A Value Function Space Approach for Hierarchical Planning with Signal Temporal Logic Tasks

TL;DR

This paper introduces a hierarchical planning framework using Value Function Space to efficiently synthesize skill sequences for Signal Temporal Logic tasks, reducing training needs in complex environments.

Contribution

It proposes a novel hierarchical approach that constructs a Value Function Space for abstraction and employs neural networks and sampling to plan STL tasks without additional low-level training.

Findings

Successfully accomplishes STL tasks in Safety Gym and ManiSkill environments.

Reduces training burdens by avoiding further low-level environment training.

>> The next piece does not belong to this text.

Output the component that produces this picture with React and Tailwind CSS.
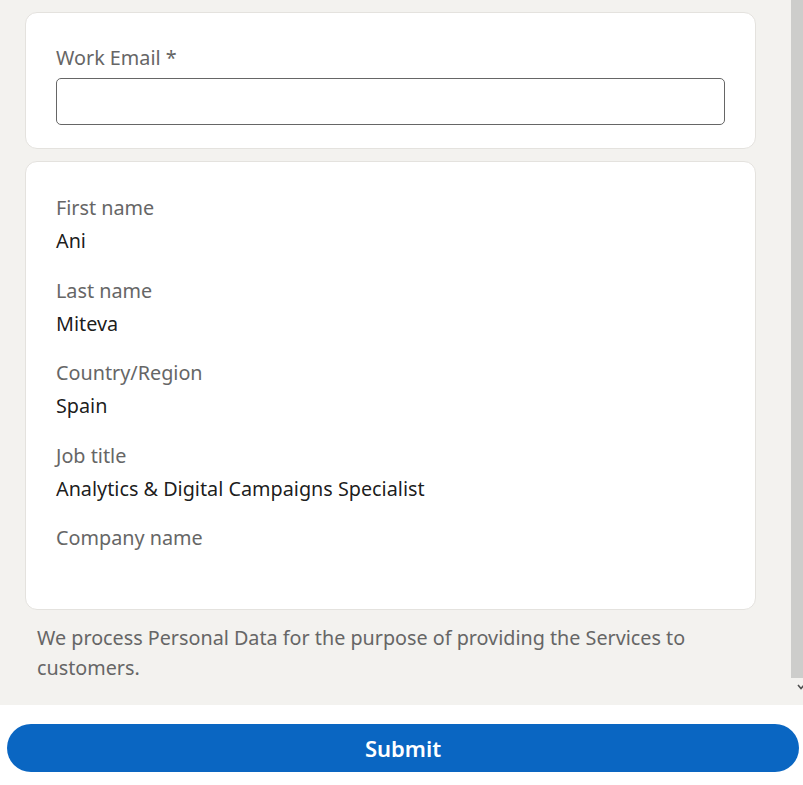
import React from 'react';

const fields = [
  { label: 'First name', value: 'Ani' },
  { label: 'Last name', value: 'Miteva' },
  { label: 'Country/Region', value: 'Spain' },
  { label: 'Job title', value: 'Analytics & Digital Campaigns Specialist' },
  { label: 'Company name', value: '' },
];

const App = () => {
  return (
    <div className="flex h-[785px] w-[803px] flex-col overflow-hidden bg-white font-['Noto_Sans',sans-serif]">
      <div className="flex h-[705px] bg-[#f3f2ef]">
        <div className="flex-1 pl-[25px] pr-[35px] pt-[12px]">
          <div className="rounded-[12px] border border-[#e4e2de] bg-white px-[30px] pb-[23px] pt-[30px]">
            <label className="block text-[19.8px] leading-[30px] text-[#666666]">Work Email *</label>
            <input
              type="email"
              className="mt-[5px] block h-[47px] w-full rounded-[5px] border-[1.5px] border-[#666666] bg-white px-3 text-[20px] outline-none"
            />
          </div>

          <div className="mt-[12px] rounded-[12px] border border-[#e4e2de] bg-white px-[30px] pb-[23px] pt-[31px]">
            {fields.map((f, i) => (
              <div key={f.label} className={i > 0 ? 'mt-[19.5px]' : ''}>
                <div className="text-[19.8px] leading-[30px] text-[#666666]">{f.label}</div>
                <div className="mt-[3px] h-[30px] text-[19.8px] leading-[30px] text-[#000000e6]">{f.value}</div>
              </div>
            ))}
          </div>

          <p className="mt-[13px] px-[12px] text-[19.75px] leading-[30px] text-[#666666]">
            We process Personal Data for the purpose of providing the Services to customers.
          </p>
        </div>

        <div className="flex w-[12px] flex-col">
          <div className="h-[678px] bg-[#cdcdcb]" />
          <div className="flex flex-1 items-start justify-end pt-[6px]">
            <svg width="8" height="6" viewBox="0 0 8 6" className="mr-[-2px]">
              <path d="M1 1 L4 4.5 L7 1" fill="none" stroke="#505050" strokeWidth="1.6" />
            </svg>
          </div>
        </div>
      </div>

      <div className="pl-[7px] pr-[4px] pt-[19px]">
        <button className="h-[48px] w-full rounded-full bg-[#0a66c2] text-[22px] font-semibold text-white">
          Submit
        </button>
      </div>
    </div>
  );
};

export default App;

Demonstrates effectiveness of the VFS approach in complex planning scenarios.

Abstract

Signal Temporal Logic (STL) has emerged as an expressive language for reasoning intricate planning objectives. However, existing STL-based methods often assume full observation and known dynamics, which imposes constraints on real-world applications. To address this challenge, we propose a hierarchical planning framework that starts by constructing the Value Function Space (VFS) for state and action abstraction, which embeds functional information about affordances of the low-level skills. Subsequently, we utilize a neural network to approximate the dynamics in the VFS and employ sampling based optimization to synthesize high-level skill sequences that maximize the robustness measure of the given STL tasks in the VFS. Then those skills are executed in the low-level environment. Empirical evaluations in the Safety Gym and ManiSkill environments demonstrate that our method accomplish the STL tasks without further training in the low-level environments, substantially reducing the training burdens.